I'm overwhelmed by conflicting emotions. Part of me is stunned by the combined talent on display another is appalled at the opulence of this seat of the Roman Church's piety. The thing is, you cannot absorb this scale, or the details. It's only as I sort out the these images and peer at the fragments that I'm able to begin to react to this cavernous space and what has been wrought within it. Wrought is a good word here. I find myself using words like wrought and behold. They are not words easily fit into conversations. But the place has got a whole bundh of serious wroughting done to it.
As I look at these images keep muttering... "Wow!" And wondering if any place now on earth is more extravagant than this. Anybody got a candidate?
---
GEEK STUFF: These images were all taken with my Canon EOS 20D on 10/4/07 at around 11 am: The lens was my 17-85mm (f4-5.6). While the effective focal lengths and speeds varied based upon a metering Mode set to Pattern, exposure bias 0, and processed in Camera RAW. Each image is presented full frame. Note that I do not use a tripod so these were all handheld at ISO 400.
2 comments:
A place more extravagant? Probably not. There are lots of other big churches, some of them almost as big, like Canterbury, Notre Dame de Paris, the Dome of Cologne, etc, but what makes San Pietro so unique, is the architecture itself.
We are accustomed to gothic cathedrals being narrow, relatively high and very long, but all other churches of this late renaissance/early baroque type, are much smaller. San Pietro looks so incredibly oversized for its type. In any case, I know how you felt there :)

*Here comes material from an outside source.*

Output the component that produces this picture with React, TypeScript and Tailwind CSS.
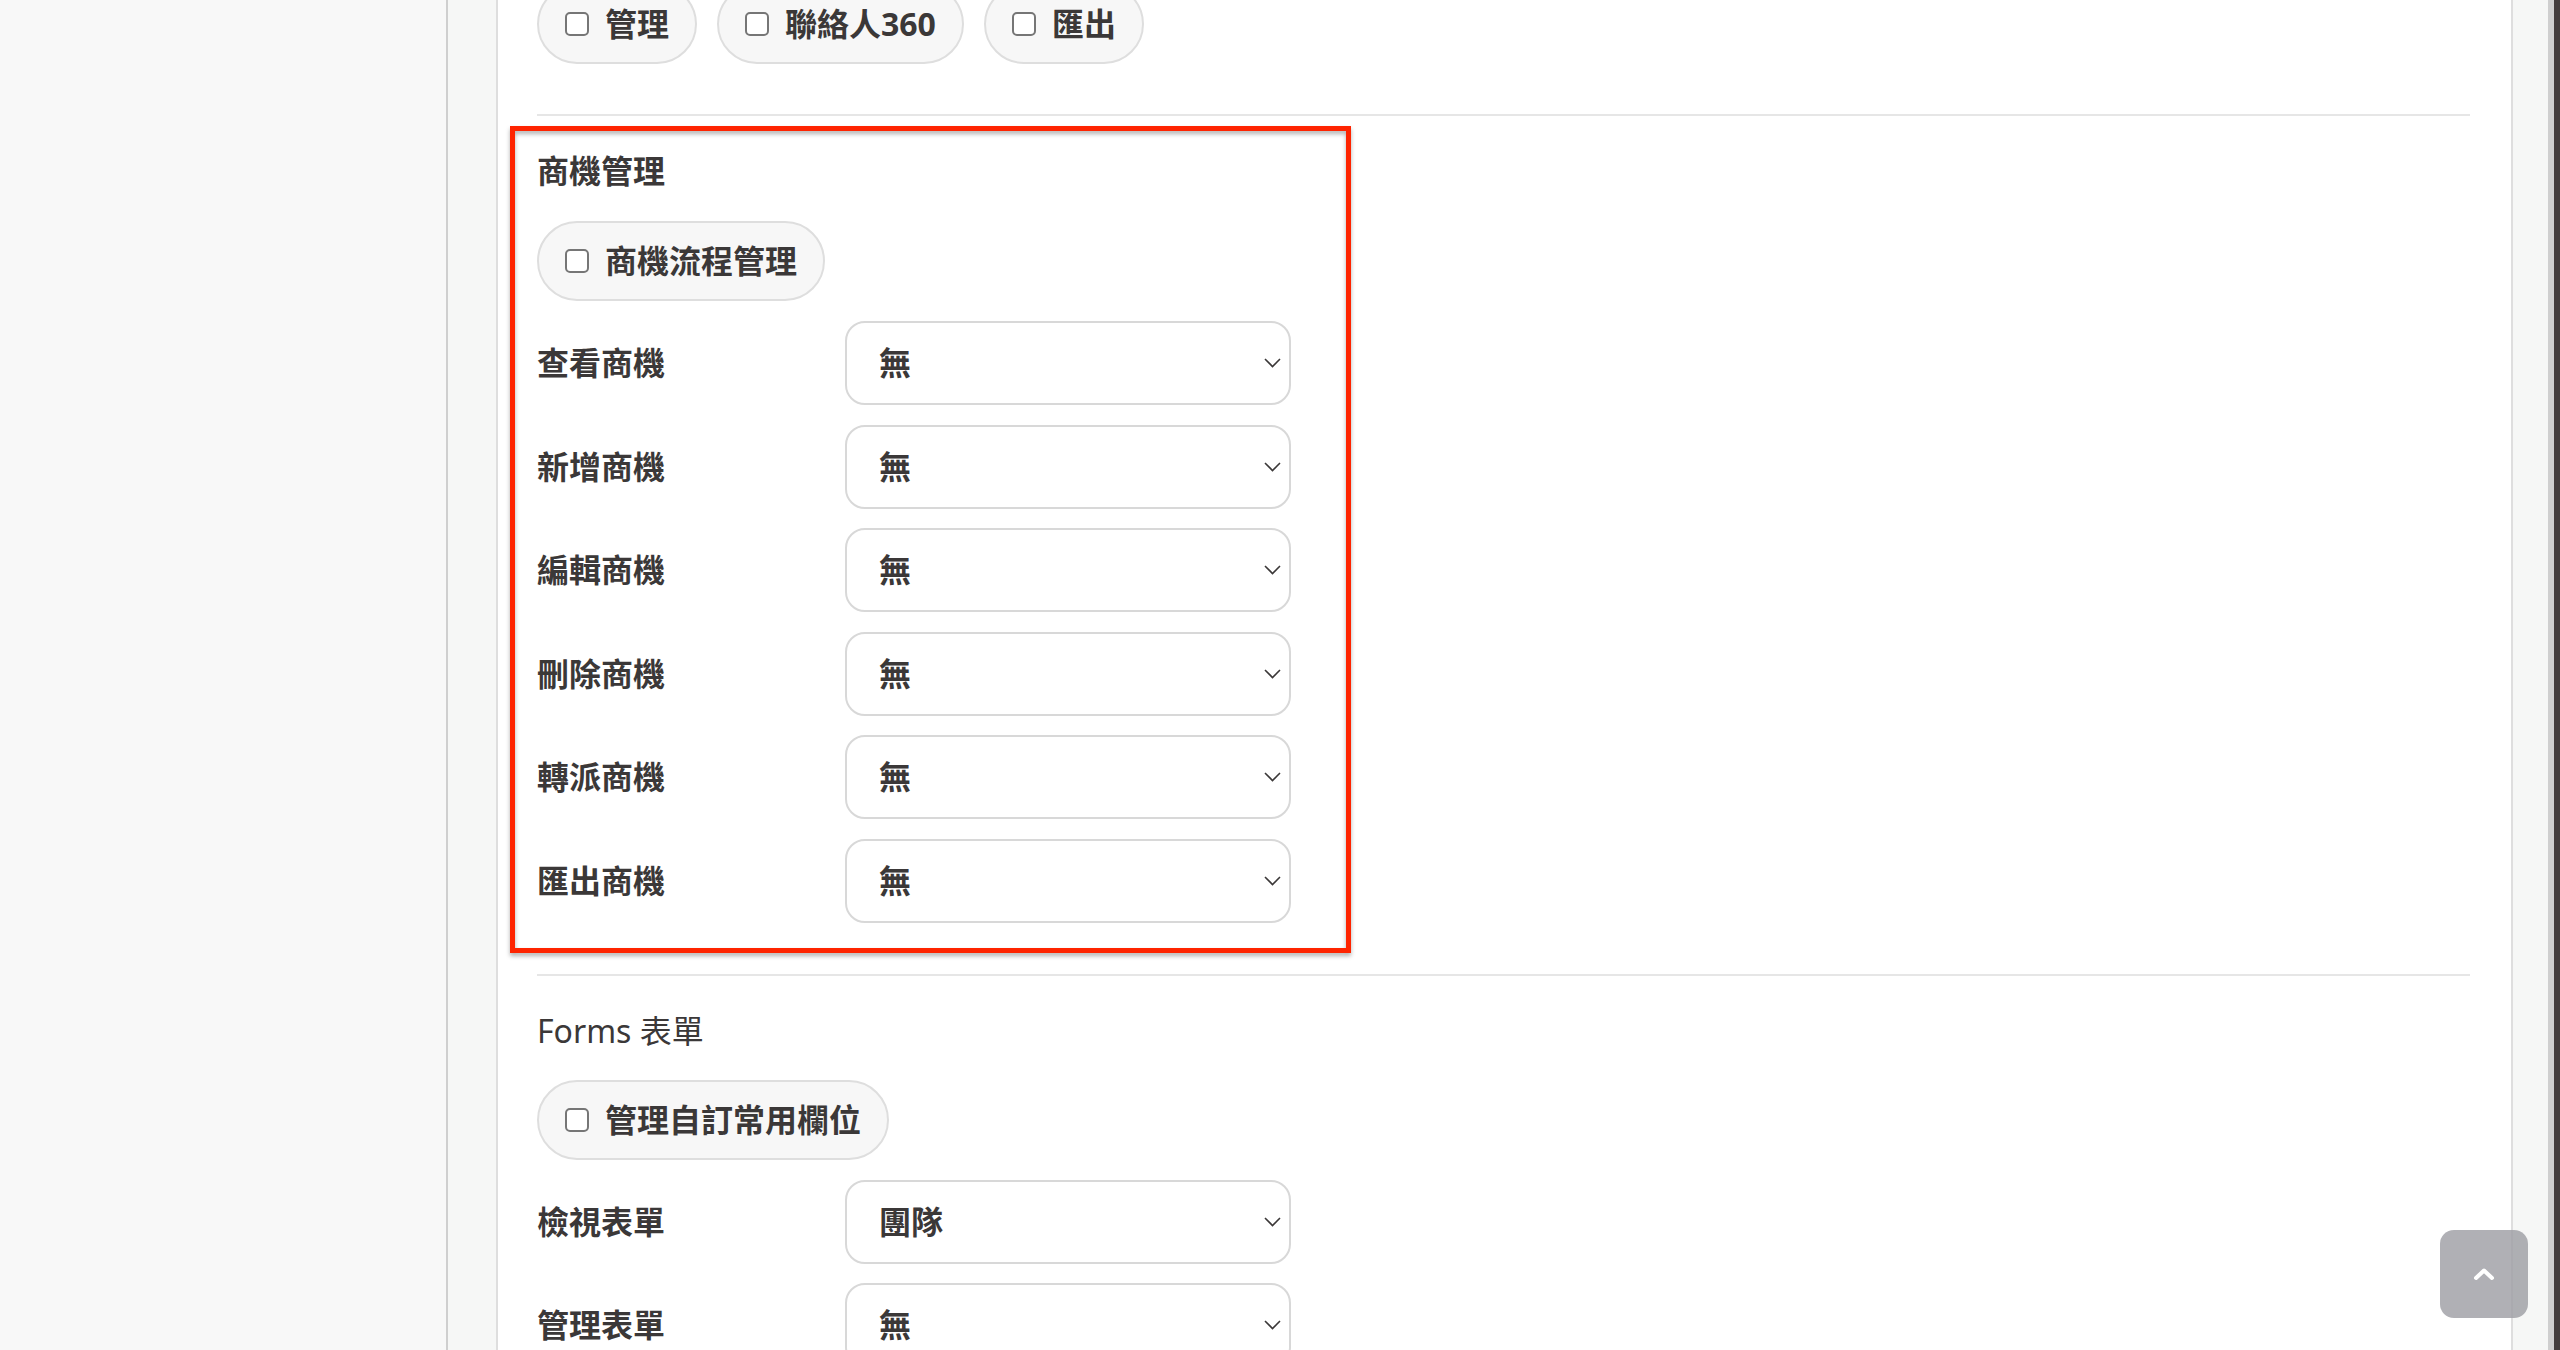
import React from 'react';

type PermRow = { label: string; value: string };

const dealRows: PermRow[] = [
  { label: '查看商機', value: '無' },
  { label: '新增商機', value: '無' },
  { label: '編輯商機', value: '無' },
  { label: '刪除商機', value: '無' },
  { label: '轉派商機', value: '無' },
  { label: '匯出商機', value: '無' },
];

const formRows: PermRow[] = [
  { label: '檢視表單', value: '團隊' },
  { label: '管理表單', value: '無' },
  { label: '刪除表單', value: '無' },
];

function CheckChip({ label }: { label: string }) {
  return (
    <label className="inline-flex h-[80px] items-center gap-4 rounded-full border-2 border-[#dedede] bg-[#f7f7f7] pl-[26px] pr-[26px]">
      <span className="block h-6 w-6 rounded-[5px] border-2 border-[#767676] bg-white" />
      <span className="text-[32px] font-bold leading-none text-[#3b3838]">{label}</span>
    </label>
  );
}

function SelectBox({ value }: { value: string }) {
  return (
    <div className="flex h-[84px] w-[446px] items-center justify-between rounded-[20px] border-2 border-[#d8d8d8] bg-white pl-8 pr-[8px]">
      <span className="text-[32px] font-bold text-[#3b3838]">{value}</span>
      <svg width="17" height="10" viewBox="0 0 17 10" fill="none">
        <polyline points="1,1 8.5,8.5 16,1" stroke="#3b3838" strokeWidth="1.6" />
      </svg>
    </div>
  );
}

function PermRows({ rows }: { rows: PermRow[] }) {
  return (
    <div className="mt-5 flex flex-col gap-[19.5px]">
      {rows.map((r) => (
        <div key={r.label} className="grid grid-cols-[308px_446px] items-center">
          <span className="text-[32px] font-bold text-[#3b3838]">{r.label}</span>
          <SelectBox value={r.value} />
        </div>
      ))}
    </div>
  );
}

export default function App() {
  return (
    <div className="relative flex h-[1350px] w-[2560px] overflow-hidden bg-[#f6f7f6] font-['Noto_Sans','Noto_Sans_CJK_TC',sans-serif]">
      {/* side nav */}
      <aside className="h-full w-[448px] shrink-0 border-r-2 border-[#cfcfcf] bg-[#f8f8f8]" />
      <div className="w-[48px] shrink-0" />

      {/* permission editor panel */}
      <main className="h-full w-[2017px] shrink-0 overflow-hidden border-x-2 border-[#dedede] bg-white pl-[39px] pr-[41px]">
        <section className="-mt-4 border-b-2 border-[#e6e6e6] pb-[50px]">
          <div className="flex gap-5">
            <CheckChip label="管理" />
            <CheckChip label="聯絡人360" />
            <CheckChip label="匯出" />
          </div>
        </section>

        <section className="relative border-b-2 border-[#e6e6e6] pb-[51px] pt-[31px]">
          <h3 className="text-[32px] font-bold leading-[48px] text-[#3b3838]">商機管理</h3>
          <div className="mt-[26px]">
            <CheckChip label="商機流程管理" />
          </div>
          <PermRows rows={dealRows} />
          <div className="pointer-events-none absolute left-[-27px] top-[10px] h-[827px] w-[841px] border-[5px] border-[#fe2400] drop-shadow-[0_3px_2px_rgba(0,0,0,0.3)]" />
        </section>

        <section className="pt-[31px]">
          <h3 className="text-[32px] font-normal leading-[48px] text-[#3b3838]">Forms 表單</h3>
          <div className="mt-[25px]">
            <CheckChip label="管理自訂常用欄位" />
          </div>
          <PermRows rows={formRows} />
        </section>
      </main>

      <div className="w-[35px] shrink-0" />
      <div className="w-[6px] shrink-0 bg-[#cfcfcf]" />
      <div className="w-[6px] shrink-0 bg-[#433d3d]" />

      {/* back to top */}
      <button className="absolute left-[2440px] top-[1230px] flex h-[88px] w-[88px] items-center justify-center rounded-[14px] bg-[#9c9ca3]/80">
        <svg width="22" height="14" viewBox="0 0 22 14" fill="none">
          <polyline points="3,11 11,3.5 19,11" stroke="white" strokeWidth="4" strokeLinecap="round" strokeLinejoin="round" />
        </svg>
      </button>
    </div>
  );
}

Btw, that's a gorgeous angel in the lower left quarter:)
Andreas
I like how you put photos together in somewhat of a collage. I don't know much about photography, but attempted to do this through photoshop. (Not the one on my profile... that was a pro)
I posted it on my Dog Blog, if you want to check it out and let me know what you think.
Does it matter if you select some photos of landscape of some of people, or if some are close up and some far away?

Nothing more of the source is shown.